◆ Instructions for the task
Pull every line that holds the word "page" from the entries.

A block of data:
####

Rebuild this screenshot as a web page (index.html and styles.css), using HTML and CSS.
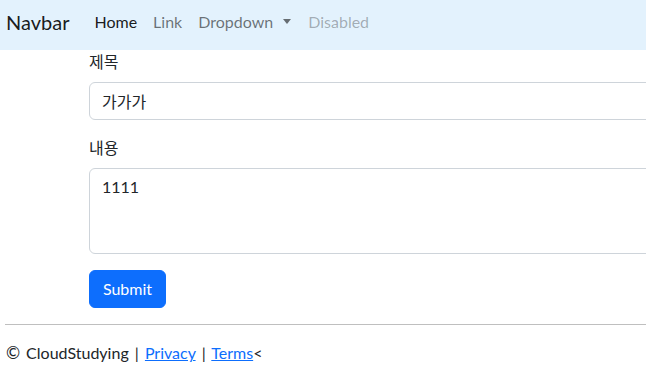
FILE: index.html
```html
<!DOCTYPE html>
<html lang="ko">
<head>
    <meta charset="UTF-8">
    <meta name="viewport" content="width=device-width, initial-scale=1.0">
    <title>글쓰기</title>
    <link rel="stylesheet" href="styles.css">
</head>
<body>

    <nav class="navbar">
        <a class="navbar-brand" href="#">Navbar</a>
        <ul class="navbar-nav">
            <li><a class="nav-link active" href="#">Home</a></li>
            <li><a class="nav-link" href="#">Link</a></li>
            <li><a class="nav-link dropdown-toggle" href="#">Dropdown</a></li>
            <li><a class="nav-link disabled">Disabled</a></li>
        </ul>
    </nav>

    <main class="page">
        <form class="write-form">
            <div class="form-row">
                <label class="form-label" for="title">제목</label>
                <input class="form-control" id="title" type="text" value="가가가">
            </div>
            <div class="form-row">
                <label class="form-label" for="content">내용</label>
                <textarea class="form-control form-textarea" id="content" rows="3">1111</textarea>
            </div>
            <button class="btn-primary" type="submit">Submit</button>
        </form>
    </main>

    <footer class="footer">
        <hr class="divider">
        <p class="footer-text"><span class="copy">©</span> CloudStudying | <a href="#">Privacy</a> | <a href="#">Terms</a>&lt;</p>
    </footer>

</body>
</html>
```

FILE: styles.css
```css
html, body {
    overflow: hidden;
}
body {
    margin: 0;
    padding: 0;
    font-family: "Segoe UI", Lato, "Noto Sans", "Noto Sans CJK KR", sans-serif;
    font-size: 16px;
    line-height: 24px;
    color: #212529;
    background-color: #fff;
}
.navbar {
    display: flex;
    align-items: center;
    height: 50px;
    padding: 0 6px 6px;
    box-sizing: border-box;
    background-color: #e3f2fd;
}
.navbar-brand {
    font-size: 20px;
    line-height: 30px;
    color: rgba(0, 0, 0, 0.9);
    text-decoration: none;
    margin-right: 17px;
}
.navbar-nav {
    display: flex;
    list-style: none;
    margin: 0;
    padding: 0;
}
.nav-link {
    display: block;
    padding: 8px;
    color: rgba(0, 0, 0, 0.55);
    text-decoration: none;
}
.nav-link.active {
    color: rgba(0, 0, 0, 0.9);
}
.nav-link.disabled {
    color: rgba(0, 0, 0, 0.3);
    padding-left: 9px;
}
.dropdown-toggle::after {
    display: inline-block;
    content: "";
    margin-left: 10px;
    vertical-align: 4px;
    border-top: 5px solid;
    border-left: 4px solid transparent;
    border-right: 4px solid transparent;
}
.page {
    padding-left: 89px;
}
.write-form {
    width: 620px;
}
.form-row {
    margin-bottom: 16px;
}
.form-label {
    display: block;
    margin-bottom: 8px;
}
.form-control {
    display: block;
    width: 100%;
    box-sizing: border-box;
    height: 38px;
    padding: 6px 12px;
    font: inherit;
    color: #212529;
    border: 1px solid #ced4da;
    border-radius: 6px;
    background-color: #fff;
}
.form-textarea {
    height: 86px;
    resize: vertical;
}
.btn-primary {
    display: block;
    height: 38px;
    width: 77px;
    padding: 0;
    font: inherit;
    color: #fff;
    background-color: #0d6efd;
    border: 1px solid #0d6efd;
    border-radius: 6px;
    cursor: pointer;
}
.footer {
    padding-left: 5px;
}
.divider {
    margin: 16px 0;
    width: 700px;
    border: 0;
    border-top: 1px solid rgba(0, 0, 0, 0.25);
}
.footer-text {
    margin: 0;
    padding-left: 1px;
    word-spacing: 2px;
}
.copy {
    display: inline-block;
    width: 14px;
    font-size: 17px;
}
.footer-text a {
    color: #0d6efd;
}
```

####

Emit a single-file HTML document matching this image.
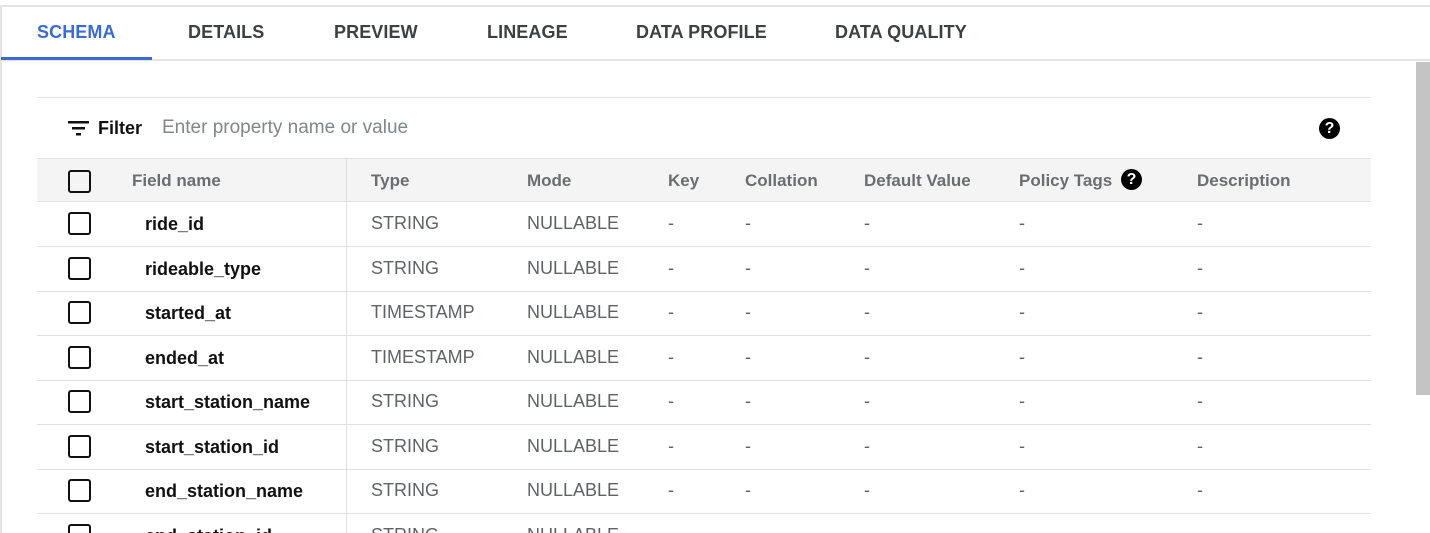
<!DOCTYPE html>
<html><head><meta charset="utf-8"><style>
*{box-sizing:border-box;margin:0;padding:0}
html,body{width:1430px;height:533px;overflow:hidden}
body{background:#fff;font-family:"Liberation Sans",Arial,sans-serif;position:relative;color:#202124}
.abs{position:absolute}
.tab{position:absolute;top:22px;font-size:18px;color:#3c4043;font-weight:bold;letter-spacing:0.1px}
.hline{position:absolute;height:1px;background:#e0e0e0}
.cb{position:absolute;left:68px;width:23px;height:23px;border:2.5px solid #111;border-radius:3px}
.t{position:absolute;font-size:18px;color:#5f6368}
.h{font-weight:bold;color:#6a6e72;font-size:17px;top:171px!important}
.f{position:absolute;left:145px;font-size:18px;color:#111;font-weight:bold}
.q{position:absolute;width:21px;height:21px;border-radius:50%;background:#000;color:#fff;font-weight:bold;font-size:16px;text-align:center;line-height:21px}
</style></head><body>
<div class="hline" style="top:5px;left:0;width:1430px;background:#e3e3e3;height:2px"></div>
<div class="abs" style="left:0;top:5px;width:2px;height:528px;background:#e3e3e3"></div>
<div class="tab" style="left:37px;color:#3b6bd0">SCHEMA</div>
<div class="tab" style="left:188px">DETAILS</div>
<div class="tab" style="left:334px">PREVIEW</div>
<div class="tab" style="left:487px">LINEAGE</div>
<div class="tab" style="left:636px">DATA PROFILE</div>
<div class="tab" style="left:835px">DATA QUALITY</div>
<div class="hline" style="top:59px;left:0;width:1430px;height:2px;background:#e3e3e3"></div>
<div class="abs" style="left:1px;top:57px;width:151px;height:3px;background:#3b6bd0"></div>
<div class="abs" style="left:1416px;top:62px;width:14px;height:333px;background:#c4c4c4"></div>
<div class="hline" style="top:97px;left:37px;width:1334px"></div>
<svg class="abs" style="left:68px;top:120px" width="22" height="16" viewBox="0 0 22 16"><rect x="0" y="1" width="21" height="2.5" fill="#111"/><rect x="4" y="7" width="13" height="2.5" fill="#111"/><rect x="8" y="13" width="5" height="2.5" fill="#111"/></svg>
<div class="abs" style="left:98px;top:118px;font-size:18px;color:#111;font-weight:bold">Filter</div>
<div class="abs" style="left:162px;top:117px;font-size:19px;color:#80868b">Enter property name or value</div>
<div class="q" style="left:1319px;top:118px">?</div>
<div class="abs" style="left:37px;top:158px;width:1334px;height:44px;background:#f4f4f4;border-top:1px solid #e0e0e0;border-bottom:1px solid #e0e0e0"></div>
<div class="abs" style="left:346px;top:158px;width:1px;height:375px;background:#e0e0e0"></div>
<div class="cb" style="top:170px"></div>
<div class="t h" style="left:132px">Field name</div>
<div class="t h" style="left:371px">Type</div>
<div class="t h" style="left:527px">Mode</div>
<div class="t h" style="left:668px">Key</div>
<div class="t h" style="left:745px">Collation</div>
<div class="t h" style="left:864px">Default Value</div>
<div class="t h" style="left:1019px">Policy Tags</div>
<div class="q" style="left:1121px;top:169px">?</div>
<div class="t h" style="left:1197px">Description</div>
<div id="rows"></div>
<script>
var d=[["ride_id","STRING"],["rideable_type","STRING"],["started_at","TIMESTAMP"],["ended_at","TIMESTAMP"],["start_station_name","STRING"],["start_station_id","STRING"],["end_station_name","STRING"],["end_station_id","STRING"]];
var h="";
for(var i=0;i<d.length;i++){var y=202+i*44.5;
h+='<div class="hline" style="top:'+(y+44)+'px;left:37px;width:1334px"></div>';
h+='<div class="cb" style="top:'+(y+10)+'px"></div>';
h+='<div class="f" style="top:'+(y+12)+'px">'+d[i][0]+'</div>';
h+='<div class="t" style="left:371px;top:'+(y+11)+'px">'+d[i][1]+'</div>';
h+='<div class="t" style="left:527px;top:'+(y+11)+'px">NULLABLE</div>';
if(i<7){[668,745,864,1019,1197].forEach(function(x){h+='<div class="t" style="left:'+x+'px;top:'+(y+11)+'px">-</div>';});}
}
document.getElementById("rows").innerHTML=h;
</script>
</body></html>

####

◆ Complete response
Rebuild this screenshot as a web page (index.html and styles.css), using HTML and CSS.
    <main class="page">
.page {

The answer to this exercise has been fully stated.